EXERCISE
Skipping all pictures, set down the lines of the listing from the first through the one with "border border-[#2d2e34] bg-[#111217]".

MATERIAL PROVIDED
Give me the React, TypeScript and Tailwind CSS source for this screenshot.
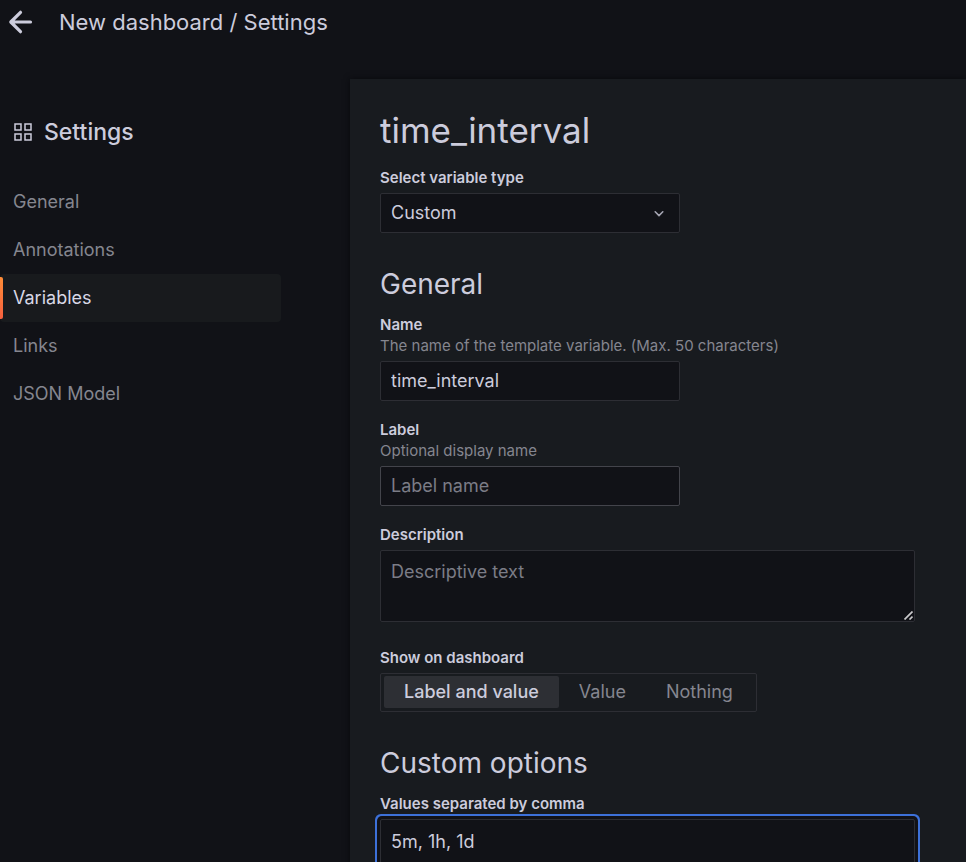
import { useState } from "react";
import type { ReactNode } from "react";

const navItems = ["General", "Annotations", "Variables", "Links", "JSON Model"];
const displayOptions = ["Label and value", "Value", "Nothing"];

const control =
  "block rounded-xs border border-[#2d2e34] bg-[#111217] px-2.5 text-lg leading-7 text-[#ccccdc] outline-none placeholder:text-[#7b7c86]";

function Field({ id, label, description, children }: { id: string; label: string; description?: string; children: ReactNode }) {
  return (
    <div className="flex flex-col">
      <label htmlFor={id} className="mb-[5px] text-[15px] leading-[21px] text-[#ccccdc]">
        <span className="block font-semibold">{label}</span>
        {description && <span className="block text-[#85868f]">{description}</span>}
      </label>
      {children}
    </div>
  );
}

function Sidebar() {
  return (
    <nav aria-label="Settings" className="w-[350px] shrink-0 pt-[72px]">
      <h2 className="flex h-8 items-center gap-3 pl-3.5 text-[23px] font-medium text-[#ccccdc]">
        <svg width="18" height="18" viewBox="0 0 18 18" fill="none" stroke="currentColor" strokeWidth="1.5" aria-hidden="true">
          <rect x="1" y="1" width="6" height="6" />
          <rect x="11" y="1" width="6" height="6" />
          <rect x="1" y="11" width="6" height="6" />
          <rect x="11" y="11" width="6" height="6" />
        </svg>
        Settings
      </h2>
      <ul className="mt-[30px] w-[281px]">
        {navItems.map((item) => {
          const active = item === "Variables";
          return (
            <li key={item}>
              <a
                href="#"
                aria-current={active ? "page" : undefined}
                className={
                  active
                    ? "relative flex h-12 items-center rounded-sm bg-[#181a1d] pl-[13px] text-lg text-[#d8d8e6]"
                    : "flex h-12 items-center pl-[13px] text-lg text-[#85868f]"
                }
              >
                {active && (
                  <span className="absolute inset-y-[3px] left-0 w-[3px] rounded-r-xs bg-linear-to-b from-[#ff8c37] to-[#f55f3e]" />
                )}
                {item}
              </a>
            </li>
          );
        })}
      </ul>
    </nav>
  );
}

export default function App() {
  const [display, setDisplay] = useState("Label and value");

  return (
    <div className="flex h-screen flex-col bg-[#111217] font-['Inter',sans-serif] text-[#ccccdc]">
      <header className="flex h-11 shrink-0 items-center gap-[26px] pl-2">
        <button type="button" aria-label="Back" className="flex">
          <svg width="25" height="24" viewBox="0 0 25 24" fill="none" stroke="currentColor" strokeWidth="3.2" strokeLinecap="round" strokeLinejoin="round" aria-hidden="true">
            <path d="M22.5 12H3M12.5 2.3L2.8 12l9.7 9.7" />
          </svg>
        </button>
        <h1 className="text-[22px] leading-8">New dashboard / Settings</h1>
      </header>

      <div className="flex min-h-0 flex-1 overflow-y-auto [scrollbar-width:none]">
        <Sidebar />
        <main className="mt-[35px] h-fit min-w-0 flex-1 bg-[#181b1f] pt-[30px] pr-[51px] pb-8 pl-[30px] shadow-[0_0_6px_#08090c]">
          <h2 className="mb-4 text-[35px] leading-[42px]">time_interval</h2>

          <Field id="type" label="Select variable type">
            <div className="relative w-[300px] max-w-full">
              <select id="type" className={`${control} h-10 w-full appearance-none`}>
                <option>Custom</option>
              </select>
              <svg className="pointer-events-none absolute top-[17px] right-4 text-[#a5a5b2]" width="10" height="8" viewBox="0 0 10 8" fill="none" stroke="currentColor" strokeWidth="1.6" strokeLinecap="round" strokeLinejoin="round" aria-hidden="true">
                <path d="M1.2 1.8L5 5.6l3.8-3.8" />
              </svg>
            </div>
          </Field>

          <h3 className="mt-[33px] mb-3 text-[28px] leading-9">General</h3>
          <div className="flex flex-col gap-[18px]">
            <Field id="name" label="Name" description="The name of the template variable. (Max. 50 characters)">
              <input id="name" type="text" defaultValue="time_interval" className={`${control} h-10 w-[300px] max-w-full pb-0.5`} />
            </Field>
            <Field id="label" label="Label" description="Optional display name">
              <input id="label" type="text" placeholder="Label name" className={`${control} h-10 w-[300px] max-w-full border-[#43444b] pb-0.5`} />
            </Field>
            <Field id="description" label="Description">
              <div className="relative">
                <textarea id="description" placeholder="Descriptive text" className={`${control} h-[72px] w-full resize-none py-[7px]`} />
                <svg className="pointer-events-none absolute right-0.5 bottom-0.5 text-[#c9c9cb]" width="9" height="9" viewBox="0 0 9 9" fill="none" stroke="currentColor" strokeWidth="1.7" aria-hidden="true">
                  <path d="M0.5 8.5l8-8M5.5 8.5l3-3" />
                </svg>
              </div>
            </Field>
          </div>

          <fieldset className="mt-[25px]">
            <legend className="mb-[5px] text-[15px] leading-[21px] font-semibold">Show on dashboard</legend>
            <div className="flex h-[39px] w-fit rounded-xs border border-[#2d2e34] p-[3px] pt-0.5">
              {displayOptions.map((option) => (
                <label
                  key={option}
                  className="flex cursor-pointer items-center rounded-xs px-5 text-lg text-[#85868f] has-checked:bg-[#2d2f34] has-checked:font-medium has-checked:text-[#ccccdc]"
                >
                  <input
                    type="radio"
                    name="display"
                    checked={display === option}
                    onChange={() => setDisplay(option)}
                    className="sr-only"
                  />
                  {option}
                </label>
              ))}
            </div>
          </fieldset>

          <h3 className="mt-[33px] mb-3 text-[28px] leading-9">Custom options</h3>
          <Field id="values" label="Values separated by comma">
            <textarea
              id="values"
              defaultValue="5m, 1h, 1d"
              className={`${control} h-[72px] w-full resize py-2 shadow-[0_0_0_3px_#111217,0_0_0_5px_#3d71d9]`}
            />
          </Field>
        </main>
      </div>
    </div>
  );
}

CORRECT ANSWER
Give me the React, TypeScript and Tailwind CSS source for this screenshot.
import { useState } from "react";
import type { ReactNode } from "react";

const navItems = ["General", "Annotations", "Variables", "Links", "JSON Model"];
const displayOptions = ["Label and value", "Value", "Nothing"];

const control =
  "block rounded-xs border border-[#2d2e34] bg-[#111217] px-2.5 text-lg leading-7 text-[#ccccdc] outline-none placeholder:text-[#7b7c86]";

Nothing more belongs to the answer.